Here's how it went for me living in New York City back in the 80's. For the first time in my life, I'm living in a city where I'm not the only Jew. In fact, I'm living in one of the most Jewish cities in America. There's a deli practically on every corner. Everyone says "oy" this and "shonda" that. Even the Mayor is Jewish. For a kid who grew up in the Catholic/Protestant Portuguese immigrant community of San Leandro, California and who never saw a bagel until I was 18, this was practically like living the Holy Land itself! And yet, when it came to Christmas-time, the whole city became Christian, Jew and Gentile. It was inescapable.

Christmas was everywhere. It was at Macy's in the store windows; in Rockefeller Center with the ice skaters and ginormous Christmas tree; and it was on every corner with the fat men in a red suits, ringing their bells, Salvation Army buckets in hand and ho ho ho-ing you into giving a little to those who didn't have a lot. Who would want to celebrate Hanukkah, particularly when the only things one had to counter the whole Yule time madness were lame little dreidels made out of clay and dime store blue and white paper garlands that said "Happy Hanukkah," that was never spelled the same way twice? Come on, I often said to my troubled inner self. Can't I be both Jewish and Christian just once? Just this year? Can I just dabble in some festive Christmas cheer?

Yes, I wanted to celebrate Christmas. But only the commercial parts. I had no desire to put up a manger or go to Midnight Mass. All I coveted was my neighbor's tree and lights, and to warm up that lonely corner in my studio apartment with a pine scented tree. In the end, who would know? Mom and Dad were 3000 miles away and here I was, a graduate student living in a city of millions. I was an adult and could make adult decisions, presumably free from guilt. Most of all, I could finally indulge in my childhood fantasy of having a REAL Christmas tree. No more humiliating Hanukkah Bush or blue and white lights on the outside of the house that usually invited more stares and snickers than anything else.

But each time I thought I would venture down the street to the neighborhood empty lot, filled with crack addicts and rats, now turned into the garishly lit Christmas Tree farm and buy my little Charlie Brown Christmas tree, I found I just coudln't go through with it. The consequences were just too horrific to imagine.
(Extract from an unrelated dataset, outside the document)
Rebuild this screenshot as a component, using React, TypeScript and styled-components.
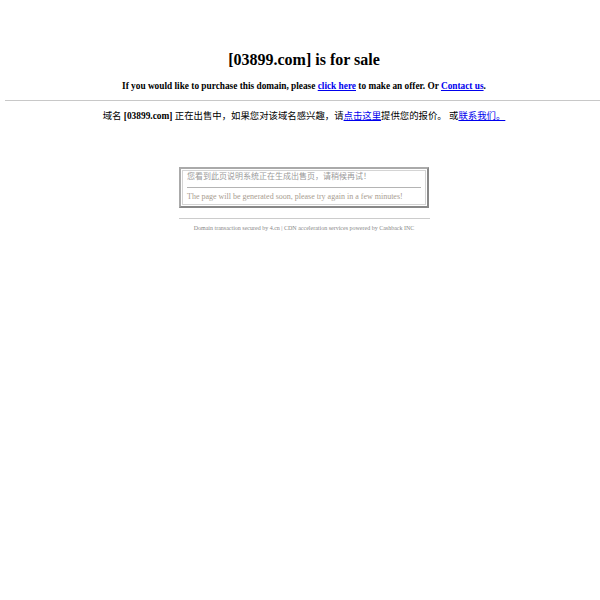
import styled, { createGlobalStyle } from "styled-components";

const Global = createGlobalStyle`
  html, body {
    margin: 0;
    padding: 0;
    background: #fff;
  }
  body {
    font-family: "Liberation Serif", "Noto Sans CJK SC", serif;
    color: #000;
  }
`;

const Page = styled.div`
  padding: 50px 0 0 8px;
`;

const Title = styled.h1`
  margin: 0;
  text-align: center;
  font-size: 16px;
  line-height: 20px;
  font-weight: bold;
`;

const Lead = styled.p`
  margin: 9px 0 0;
  text-align: center;
  font-size: 9.3px;
  line-height: 14px;
  font-weight: bold;
`;

const Link = styled.a`
  color: #0000ee;
  text-decoration: underline;
`;

const Rule = styled.hr`
  margin: 7px 0 0 -3px;
  border: 0;
  border-top: 1px solid #c8c8c8;
  height: 0;
`;

const Notice = styled.p`
  margin: 8px 0 0;
  text-align: center;
  font-size: 9.4px;
  line-height: 14px;
`;

const Strong = styled.b`
  font-weight: bold;
`;

const Center = styled.div`
  display: flex;
  flex-direction: column;
  align-items: center;
  margin-top: 44px;
`;

const Box = styled.div`
  width: 250px;
  box-sizing: border-box;
  border: 2px solid;
  border-color: #aaa #888 #888 #aaa;
  padding: 1px;
`;

const BoxInner = styled.div`
  border: 1px solid #d4d4d4;
  padding: 0 4px 2px;
`;

const BoxLine = styled.div<{ $tone: string; $height: number }>`
  font-size: 8px;
  line-height: ${(p) => p.$height}px;
  color: ${(p) => p.$tone};
  white-space: nowrap;
`;

const BoxRule = styled.div`
  border-top: 1px solid #b4b4b4;
  margin: 4px 0 3px;
`;

const Footer = styled.div`
  width: 251px;
  margin-top: 10px;
  border-top: 1px solid #ccc;
  padding-top: 5px;
  text-align: center;
  font-size: 6px;
  line-height: 8px;
  color: #888;
`;

export default function App() {
  return (
    <Page>
      <Global />
      <Title>[03899.com] is for sale</Title>
      <Lead>
        If you would like to purchase this domain, please <Link href="#">click here</Link> to make an
        offer. Or <Link href="#">Contact us</Link>.
      </Lead>
      <Rule />
      <Notice>
        域名 <Strong>[03899.com]</Strong> 正在出售中，如果您对该域名感兴趣，请<Link href="#">点击这里</Link>提供您的报价。
        或<Link href="#">联系我们。</Link>
      </Notice>
      <Center>
        <Box>
          <BoxInner>
            <BoxLine $tone="#9a9a9a" $height={12}>您看到此页说明系统正在生成出售页，请稍候再试！</BoxLine>
            <BoxRule />
            <BoxLine $tone="#a89c90" $height={11}>The page will be generated soon, please try again in a few minutes!</BoxLine>
          </BoxInner>
        </Box>
        <Footer>Domain transaction secured by 4.cn | CDN acceleration services powered by Cashback INC</Footer>
      </Center>
    </Page>
  );
}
Because actually getting one would've meant living with the distinct possibility of my long passed away Grandma Flor coming back to life to screech loudly at the sight of the little tree just as she did when I was six years old and I brought home a small tree from school. It was pretty traumatic then and it must have scarred me for life. Here I was at 26 years old, and I couldn't buy myself a damn tree because way back when I was but a wee kid, my grandmother threw out the small tree I brought home. And here I was 20 years later, treeless. I couldn't even sing "Away in A Manger" when it was on the radio. When it came to the line "The Little Lord Jesus" all could I muster up was "The Little Lord Mm-mm." Man, Grandma. I love you but you messed me up!
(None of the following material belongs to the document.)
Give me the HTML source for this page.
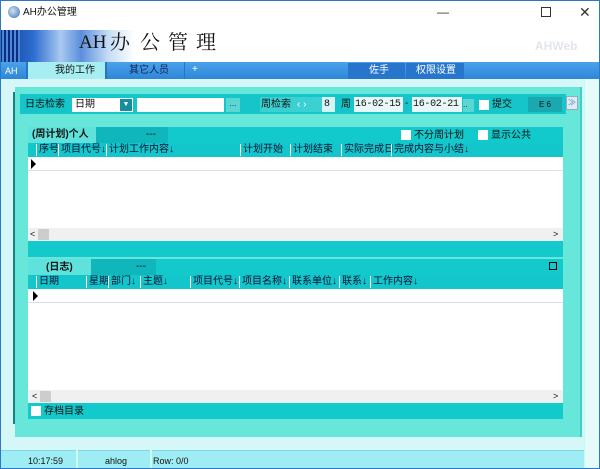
<!DOCTYPE html>
<html><head><meta charset="utf-8"><style>
*{margin:0;padding:0;box-sizing:border-box}
body{width:600px;height:469px;overflow:hidden;position:relative;background:#d6f7f7;font-family:"Liberation Sans","Noto Sans CJK SC",sans-serif;font-size:10px;line-height:12px;color:#111}
.a{position:absolute}
.t{white-space:nowrap;line-height:12px}
.hd span{position:absolute;top:1px;border-left:1px solid #fff;padding-left:2px;height:12px;line-height:12px;color:#113;white-space:nowrap}
.cb{position:absolute;width:10px;height:10px;background:#fff}
.bt{position:absolute;top:30px;font-size:20px;line-height:26px;font-family:'Liberation Serif','Noto Serif CJK SC',serif;color:#111}
</style></head><body>
<div class="a" style="left:0;top:0;width:600px;height:30px;background:#fff"></div>
<div class="a" style="left:8px;top:6px;width:12px;height:12px;border-radius:50%;background:radial-gradient(circle at 40% 40%,#cfe3f7,#3b6fb0)"></div>
<div class="a t" style="left:23px;top:7px;font-size:10px">AH办公管理</div>
<div class="a t" style="left:437px;top:6px;font-size:12px;color:#333">—</div>
<div class="a" style="left:541px;top:7px;width:10px;height:10px;border:1px solid #333"></div>
<div class="a t" style="left:579px;top:6px;font-size:14px;color:#333">✕</div>
<div class="a" style="left:0;top:30px;width:600px;height:32px;background:#fff"></div>
<div class="a" style="left:0;top:30px;width:135px;height:32px;background:linear-gradient(90deg,#0b3f9a 0%,#2d6ed0 25%,#a9c9f0 45%,#5b8fdc 60%,#c4dcf6 80%,#fff 100%)"></div>
<div class="a" style="left:0;top:30px;width:20px;height:32px;background:repeating-linear-gradient(90deg,#0a2f80 0 2px,#4f86d8 2px 4px)"></div>
<div class="bt" style="left:79px;font-size:19px">AH</div>
<div class="bt" style="left:110px">办</div>
<div class="bt" style="left:140px">公</div>
<div class="bt" style="left:168px">管</div>
<div class="bt" style="left:196px">理</div>
<div class="a t" style="left:535px;top:40px;font-size:12px;font-weight:bold;color:#e2e6ea">AHWeb</div>
<div class="a" style="left:0;top:62px;width:600px;height:17px;background:linear-gradient(#4aa2ea,#2f86d9)"></div>
<div class="a t" style="left:5px;top:65px;color:#fff;font-size:9px">AH</div>
<div class="a" style="left:26px;top:62px;width:79px;height:17px;background:#a6eef1;border-left:2px solid #2a75c2"></div>
<div class="a t" style="left:55px;top:65px">我的工作</div>
<div class="a" style="left:105px;top:62px;width:80px;height:17px;border-left:2px solid #2a75c2;border-right:1px solid #2a75c2"></div>
<div class="a t" style="left:129px;top:65px;color:#102050">其它人员</div>
<div class="a t" style="left:192px;top:64px;color:#fff">+</div>
<div class="a" style="left:348px;top:63px;width:57px;height:16px;background:#2776cc"></div>
<div class="a t" style="left:369px;top:65px;color:#fff">佐手</div>
<div class="a" style="left:406px;top:63px;width:58px;height:16px;background:#2776cc"></div>
<div class="a t" style="left:416px;top:65px;color:#fff">权限设置</div>
<!-- main -->
<div class="a" style="left:15px;top:87px;width:567px;height:350px;background:#67e7da;border-right:2px solid #3fcfc8"></div>
<div class="a" style="left:13px;top:92px;width:2px;height:332px;background:#197e86"></div>
<div class="a" style="left:20px;top:94px;width:546px;height:20px;background:#15c5c9"></div>
<div class="a t" style="left:25px;top:99px">日志检索</div>
<div class="a" style="left:72px;top:98px;width:61px;height:14px;background:#fff"></div>
<div class="a t" style="left:75px;top:99px">日期</div>
<div class="a" style="left:120px;top:99px;width:12px;height:12px;background:#158ea0;color:#fff;font-size:7px;text-align:center;line-height:12px">▼</div>
<div class="a" style="left:137px;top:98px;width:87px;height:14px;background:#fff"></div>
<div class="a" style="left:226px;top:98px;width:14px;height:14px;background:#5bd7d3;font-size:8px;text-align:center">...</div>
<div class="a" style="left:260px;top:97px;width:63px;height:15px;background:#3bd1d2"></div>
<div class="a t" style="left:261px;top:99px">周检索</div>
<div class="a t" style="left:297px;top:99px;color:#fff">‹ ›</div>
<div class="a" style="left:322px;top:97px;width:13px;height:15px;background:#d6f5f5"></div>
<div class="a t" style="left:324px;top:99px;font-family:'Liberation Mono',monospace">8</div>
<div class="a t" style="left:341px;top:99px">周</div>
<div class="a" style="left:354px;top:97px;width:49px;height:15px;background:#e8f8f8"></div>
<div class="a t" style="left:355px;top:99px;font-family:'Liberation Mono',monospace;font-size:10px;letter-spacing:-0.3px">16-02-15</div>
<div class="a t" style="left:405px;top:98px">-</div>
<div class="a" style="left:412px;top:97px;width:50px;height:15px;background:#e8f8f8"></div>
<div class="a t" style="left:413px;top:99px;font-family:'Liberation Mono',monospace;font-size:10px;letter-spacing:-0.3px">16-02-21</div>
<div class="a" style="left:463px;top:99px;width:11px;height:13px;background:#5bd7d3;font-size:8px">..</div>
<div class="cb" style="left:479px;top:100px"></div>
<div class="a t" style="left:492px;top:99px">提交</div>
<div class="a" style="left:528px;top:97px;width:34px;height:15px;background:#1aa9b1;font-size:8px;text-align:center;line-height:15px">E 6</div>
<div class="a" style="left:566px;top:96px;width:12px;height:14px;background:#d7eef8;border:1px solid #9ab;font-size:8px;text-align:center;color:#779">≫</div>
<!-- top grid -->
<div class="a" style="left:28px;top:127px;width:535px;height:16px;background:#12c9cc"></div>
<div class="a" style="left:28px;top:127px;width:68px;height:16px;background:#5fe2dc"></div>
<div class="a" style="left:96px;top:127px;width:72px;height:16px;background:#0fb6bb"></div>
<div class="a t" style="left:32px;top:129px;font-weight:bold">(周计划)个人</div>
<div class="a t" style="left:146px;top:129px">---</div>
<div class="cb" style="left:401px;top:130px"></div>
<div class="a t" style="left:414px;top:130px">不分周计划</div>
<div class="cb" style="left:478px;top:130px"></div>
<div class="a t" style="left:491px;top:130px">显示公共</div>
<div class="a" style="left:28px;top:143px;width:535px;height:14px;background:#12c6cb"></div>
<div class="a hd" style="left:28px;top:143px;width:535px;height:14px">
<span style="left:8px">序号</span><span style="left:30px">项目代号↓</span><span style="left:78px">计划工作内容↓</span><span style="left:212px">计划开始</span><span style="left:262px">计划结束</span><span style="left:313px">实际完成日</span><span style="left:363px">完成内容与小结↓</span></div>
<div class="a" style="left:28px;top:157px;width:535px;height:71px;background:#fff"></div>
<div class="a" style="left:28px;top:170px;width:535px;height:1px;background:#dde"></div>
<div class="a" style="left:31px;top:159px;width:0;height:0;border-left:5px solid #000;border-top:5px solid transparent;border-bottom:5px solid transparent"></div>
<div class="a" style="left:28px;top:228px;width:535px;height:13px;background:#f0f0f0"></div>
<div class="a" style="left:38px;top:229px;width:11px;height:11px;background:#cdcdcd"></div>
<div class="a t" style="left:30px;top:228px;font-size:9px">&lt;</div>
<div class="a t" style="left:553px;top:228px;font-size:9px">&gt;</div>
<div class="a" style="left:28px;top:241px;width:535px;height:16px;background:#12c9cc"></div>
<!-- lower grid -->
<div class="a" style="left:28px;top:259px;width:535px;height:16px;background:#12c9cc"></div>
<div class="a" style="left:28px;top:259px;width:63px;height:16px;background:#5fe2dc"></div>
<div class="a" style="left:91px;top:259px;width:65px;height:16px;background:#0fb6bb"></div>
<div class="a t" style="left:46px;top:262px;font-weight:bold">(日志)</div>
<div class="a t" style="left:136px;top:261px">---</div>
<div class="a" style="left:549px;top:262px;width:8px;height:8px;border:1px solid #000"></div>
<div class="a" style="left:28px;top:275px;width:535px;height:14px;background:#12c6cb"></div>
<div class="a hd" style="left:28px;top:275px;width:535px;height:14px">
<span style="left:8px">日期</span><span style="left:58px">星期</span><span style="left:80px">部门↓</span><span style="left:112px">主题↓</span><span style="left:162px">项目代号↓</span><span style="left:211px">项目名称↓</span><span style="left:261px">联系单位↓</span><span style="left:311px">联系↓</span><span style="left:342px">工作内容↓</span></div>
<div class="a" style="left:28px;top:289px;width:535px;height:101px;background:#fff"></div>
<div class="a" style="left:28px;top:302px;width:535px;height:1px;background:#dde"></div>
<div class="a" style="left:33px;top:291px;width:0;height:0;border-left:5px solid #000;border-top:5px solid transparent;border-bottom:5px solid transparent"></div>
<div class="a" style="left:28px;top:390px;width:535px;height:13px;background:#f0f0f0"></div>
<div class="a" style="left:40px;top:391px;width:11px;height:11px;background:#cdcdcd"></div>
<div class="a t" style="left:32px;top:390px;font-size:9px">&lt;</div>
<div class="a t" style="left:553px;top:390px;font-size:9px">&gt;</div>
<div class="a" style="left:28px;top:403px;width:535px;height:16px;background:#12c9cc"></div>
<div class="cb" style="left:31px;top:406px"></div>
<div class="a t" style="left:44px;top:406px">存档目录</div>
<!-- status -->
<div class="a" style="left:0;top:450px;width:584px;height:19px;background:#9fedf4;border-top:1px solid #7fd8e4"></div>
<div class="a" style="left:76px;top:450px;width:2px;height:18px;background:#cfe"></div>
<div class="a" style="left:150px;top:450px;width:2px;height:18px;background:#cfe"></div>
<div class="a t" style="left:28px;top:455px;font-size:9px">10:17:59</div>
<div class="a t" style="left:105px;top:455px;font-size:9px">ahlog</div>
<div class="a t" style="left:153px;top:455px;font-size:9px">Row: 0/0</div>
<div class="a" style="left:584px;top:79px;width:15px;height:390px;background:#e6fafa;border-left:1px solid #bfe"></div>
<div class="a" style="left:0;top:0;width:600px;height:469px;border:1px solid #2b79c6"></div>
</body></html>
In the end never got that Christmas tree.

But this story doesn't have a sad ending. I've found a most perfect way around my guilt. These days, I don't covet that tree or sparkly lights to satisfy my itch to celebrate like my Gentile brothers and sisters. Instead, all I have to say is "I'm going to Disney World" -- just like those Super Bowl players say after winning the big game.

What am I doing in Disney World, you may ask? Well, if you happen to be in Florida this year around December 28th, you can find out. Come on down to EPCOT Center to see Marlee and me reading the story of Jesus and singing along to traditional Christmas tunes as part of the Candlelight Processional. Yes, you heard it right. The story of Jesus!

For the last 7 years, Marlee has been invited along with a host of other celebrities, to participate in a program of scripture and song as a means to entertain the thousands of holiday visitors to Disney World. She signs the story of Jesus and I narrate it. In between passages, a choir of 350 singers and an orchestra of 85 perform wonderful Chirstmas songs. I admit that the first year though I was eager to indulge in my Christmas fantasy, I was initially concerned because I didn't know the names in the Jesus story, let alone the story itself. And Marlee was no help. She laughed to herself at my dilemma. And as she said, she had no guilt; it didn't bother her because she said she could be reading the phone book in sign language for all the hearing audience knew. I was the one who had to SAY the story right. Even the producers of the event knew this Jewish kid was venturing in to Virgin Mary territory when, after the first performance, they handed me the CD of the show that they sold in the park to visitors and asked me to "enjoy" how Phylicia Rashad narrated it. From the first track on the CD, I got the hint. Too much Jew and not enough Christian here. Eventually I figured out that if Danny Kaye could sing "Snow" and Babra Streisand could sing "I'll Be Home for Christmas," then I could certainly muster up a decent narration of the story of the Little Lord "hmm-mm" that would make Marlee proud.

Well, eventually, I got it right. And they've been asking Marlee (and me) back ever since. She and I perform three times a day and we shout out one hell of a hallelujah chorus. And we must be doing something right because there's a standing ovation each time. So, come on down. If you do, you'll see Marlee signing the story BEAUTIFULLY and me, off to the side, microphone in hand, satisfing my annual need to celebrate some Christmas cheer. I like to call it "Two Jews Reading the Story of Jesus."

And if the ghost of Grandma Flor should decide to visit me in the Florida night, I'll ask her for the same special dispensation that I'm sure the great Irving Berlin, who was probably a very nice Jewish boy, asked of the ghost of his Grandmother when she found out that he wrote the most famous Christmas song of all time, "White Christmas"...

"Grandma! A guy's gotta make a living!"


Say Hallelujah and pass the Hanukkah Ham. And have a Happy second Day of Hanukkah.